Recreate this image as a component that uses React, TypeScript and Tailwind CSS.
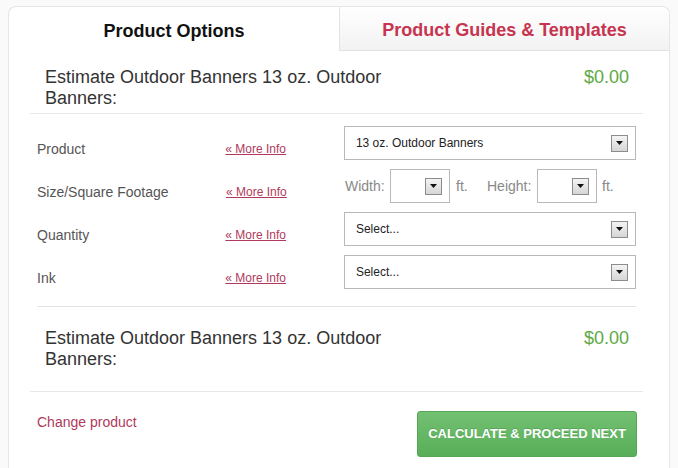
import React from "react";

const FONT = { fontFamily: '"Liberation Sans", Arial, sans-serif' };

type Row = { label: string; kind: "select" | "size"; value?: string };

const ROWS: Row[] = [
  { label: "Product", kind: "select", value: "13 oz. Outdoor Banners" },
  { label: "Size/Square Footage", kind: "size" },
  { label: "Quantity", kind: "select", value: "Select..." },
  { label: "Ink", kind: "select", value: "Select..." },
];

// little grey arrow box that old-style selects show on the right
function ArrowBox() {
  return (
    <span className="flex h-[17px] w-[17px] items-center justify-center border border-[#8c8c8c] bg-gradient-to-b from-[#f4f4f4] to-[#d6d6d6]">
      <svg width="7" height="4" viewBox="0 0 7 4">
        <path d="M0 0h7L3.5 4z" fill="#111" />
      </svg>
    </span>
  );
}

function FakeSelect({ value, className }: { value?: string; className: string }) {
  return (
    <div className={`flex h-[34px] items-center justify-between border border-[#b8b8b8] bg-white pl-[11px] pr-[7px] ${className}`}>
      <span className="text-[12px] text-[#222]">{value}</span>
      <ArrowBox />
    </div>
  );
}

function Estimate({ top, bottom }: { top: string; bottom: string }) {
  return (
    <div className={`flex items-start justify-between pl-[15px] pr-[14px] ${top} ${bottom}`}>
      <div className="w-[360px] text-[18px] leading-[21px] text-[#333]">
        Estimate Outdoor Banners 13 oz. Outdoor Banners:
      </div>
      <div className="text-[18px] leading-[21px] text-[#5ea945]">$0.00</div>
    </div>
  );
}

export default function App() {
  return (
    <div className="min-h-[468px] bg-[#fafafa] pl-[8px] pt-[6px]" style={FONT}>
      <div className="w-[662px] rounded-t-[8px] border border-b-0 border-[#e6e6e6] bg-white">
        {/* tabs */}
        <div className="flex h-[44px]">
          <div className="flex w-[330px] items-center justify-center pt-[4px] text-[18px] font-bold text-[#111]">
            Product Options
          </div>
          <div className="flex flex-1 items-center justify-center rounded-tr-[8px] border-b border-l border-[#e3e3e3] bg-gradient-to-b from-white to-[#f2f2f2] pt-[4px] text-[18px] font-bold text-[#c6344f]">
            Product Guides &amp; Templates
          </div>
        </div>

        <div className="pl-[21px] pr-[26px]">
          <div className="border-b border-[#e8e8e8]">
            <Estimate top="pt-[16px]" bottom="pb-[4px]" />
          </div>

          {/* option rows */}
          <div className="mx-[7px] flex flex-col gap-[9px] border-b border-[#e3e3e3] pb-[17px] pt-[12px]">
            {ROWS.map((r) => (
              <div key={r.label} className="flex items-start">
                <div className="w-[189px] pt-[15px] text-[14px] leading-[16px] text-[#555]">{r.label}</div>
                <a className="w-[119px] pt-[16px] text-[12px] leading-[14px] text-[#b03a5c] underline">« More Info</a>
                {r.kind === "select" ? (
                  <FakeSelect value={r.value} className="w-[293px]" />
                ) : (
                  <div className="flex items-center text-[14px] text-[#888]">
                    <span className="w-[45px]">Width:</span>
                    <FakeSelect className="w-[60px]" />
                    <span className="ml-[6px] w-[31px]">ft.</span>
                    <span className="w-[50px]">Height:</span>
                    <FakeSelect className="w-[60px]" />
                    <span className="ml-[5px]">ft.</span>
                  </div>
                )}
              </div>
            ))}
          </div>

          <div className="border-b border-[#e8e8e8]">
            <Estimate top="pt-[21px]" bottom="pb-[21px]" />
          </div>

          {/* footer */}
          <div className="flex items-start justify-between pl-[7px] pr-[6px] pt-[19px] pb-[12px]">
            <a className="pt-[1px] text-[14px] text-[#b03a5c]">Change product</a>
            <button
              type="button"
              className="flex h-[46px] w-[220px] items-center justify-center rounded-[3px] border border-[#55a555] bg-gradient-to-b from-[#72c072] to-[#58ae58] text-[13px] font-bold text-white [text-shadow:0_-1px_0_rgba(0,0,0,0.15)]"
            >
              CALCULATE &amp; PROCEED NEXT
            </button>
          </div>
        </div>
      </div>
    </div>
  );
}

#####

■ Set problem ■
Return the material word for word. Pictures are not part of the copy.

■ Reply ■
Recreate this image as a component that uses React, TypeScript and Tailwind CSS.
import React from "react";

const FONT = { fontFamily: '"Liberation Sans", Arial, sans-serif' };

type Row = { label: string; kind: "select" | "size"; value?: string };

const ROWS: Row[] = [
  { label: "Product", kind: "select", value: "13 oz. Outdoor Banners" },
  { label: "Size/Square Footage", kind: "size" },
  { label: "Quantity", kind: "select", value: "Select..." },
  { label: "Ink", kind: "select", value: "Select..." },
];

// little grey arrow box that old-style selects show on the right
function ArrowBox() {
  return (
    <span className="flex h-[17px] w-[17px] items-center justify-center border border-[#8c8c8c] bg-gradient-to-b from-[#f4f4f4] to-[#d6d6d6]">
      <svg width="7" height="4" viewBox="0 0 7 4">
        <path d="M0 0h7L3.5 4z" fill="#111" />
      </svg>
    </span>
  );
}

function FakeSelect({ value, className }: { value?: string; className: string }) {
  return (
    <div className={`flex h-[34px] items-center justify-between border border-[#b8b8b8] bg-white pl-[11px] pr-[7px] ${className}`}>
      <span className="text-[12px] text-[#222]">{value}</span>
      <ArrowBox />
    </div>
  );
}

function Estimate({ top, bottom }: { top: string; bottom: string }) {
  return (
    <div className={`flex items-start justify-between pl-[15px] pr-[14px] ${top} ${bottom}`}>
      <div className="w-[360px] text-[18px] leading-[21px] text-[#333]">
        Estimate Outdoor Banners 13 oz. Outdoor Banners:
      </div>
      <div className="text-[18px] leading-[21px] text-[#5ea945]">$0.00</div>
    </div>
  );
}

export default function App() {
  return (
    <div className="min-h-[468px] bg-[#fafafa] pl-[8px] pt-[6px]" style={FONT}>
      <div className="w-[662px] rounded-t-[8px] border border-b-0 border-[#e6e6e6] bg-white">
        {/* tabs */}
        <div className="flex h-[44px]">
          <div className="flex w-[330px] items-center justify-center pt-[4px] text-[18px] font-bold text-[#111]">
            Product Options
          </div>
          <div className="flex flex-1 items-center justify-center rounded-tr-[8px] border-b border-l border-[#e3e3e3] bg-gradient-to-b from-white to-[#f2f2f2] pt-[4px] text-[18px] font-bold text-[#c6344f]">
            Product Guides &amp; Templates
          </div>
        </div>

        <div className="pl-[21px] pr-[26px]">
          <div className="border-b border-[#e8e8e8]">
            <Estimate top="pt-[16px]" bottom="pb-[4px]" />
          </div>

          {/* option rows */}
          <div className="mx-[7px] flex flex-col gap-[9px] border-b border-[#e3e3e3] pb-[17px] pt-[12px]">
            {ROWS.map((r) => (
              <div key={r.label} className="flex items-start">
                <div className="w-[189px] pt-[15px] text-[14px] leading-[16px] text-[#555]">{r.label}</div>
                <a className="w-[119px] pt-[16px] text-[12px] leading-[14px] text-[#b03a5c] underline">« More Info</a>
                {r.kind === "select" ? (
                  <FakeSelect value={r.value} className="w-[293px]" />
                ) : (
                  <div className="flex items-center text-[14px] text-[#888]">
                    <span className="w-[45px]">Width:</span>
                    <FakeSelect className="w-[60px]" />
                    <span className="ml-[6px] w-[31px]">ft.</span>
                    <span className="w-[50px]">Height:</span>
                    <FakeSelect className="w-[60px]" />
                    <span className="ml-[5px]">ft.</span>
                  </div>
                )}
              </div>
            ))}
          </div>

          <div className="border-b border-[#e8e8e8]">
            <Estimate top="pt-[21px]" bottom="pb-[21px]" />
          </div>

          {/* footer */}
          <div className="flex items-start justify-between pl-[7px] pr-[6px] pt-[19px] pb-[12px]">
            <a className="pt-[1px] text-[14px] text-[#b03a5c]">Change product</a>
            <button
              type="button"
              className="flex h-[46px] w-[220px] items-center justify-center rounded-[3px] border border-[#55a555] bg-gradient-to-b from-[#72c072] to-[#58ae58] text-[13px] font-bold text-white [text-shadow:0_-1px_0_rgba(0,0,0,0.15)]"
            >
              CALCULATE &amp; PROCEED NEXT
            </button>
          </div>
        </div>
      </div>
    </div>
  );
}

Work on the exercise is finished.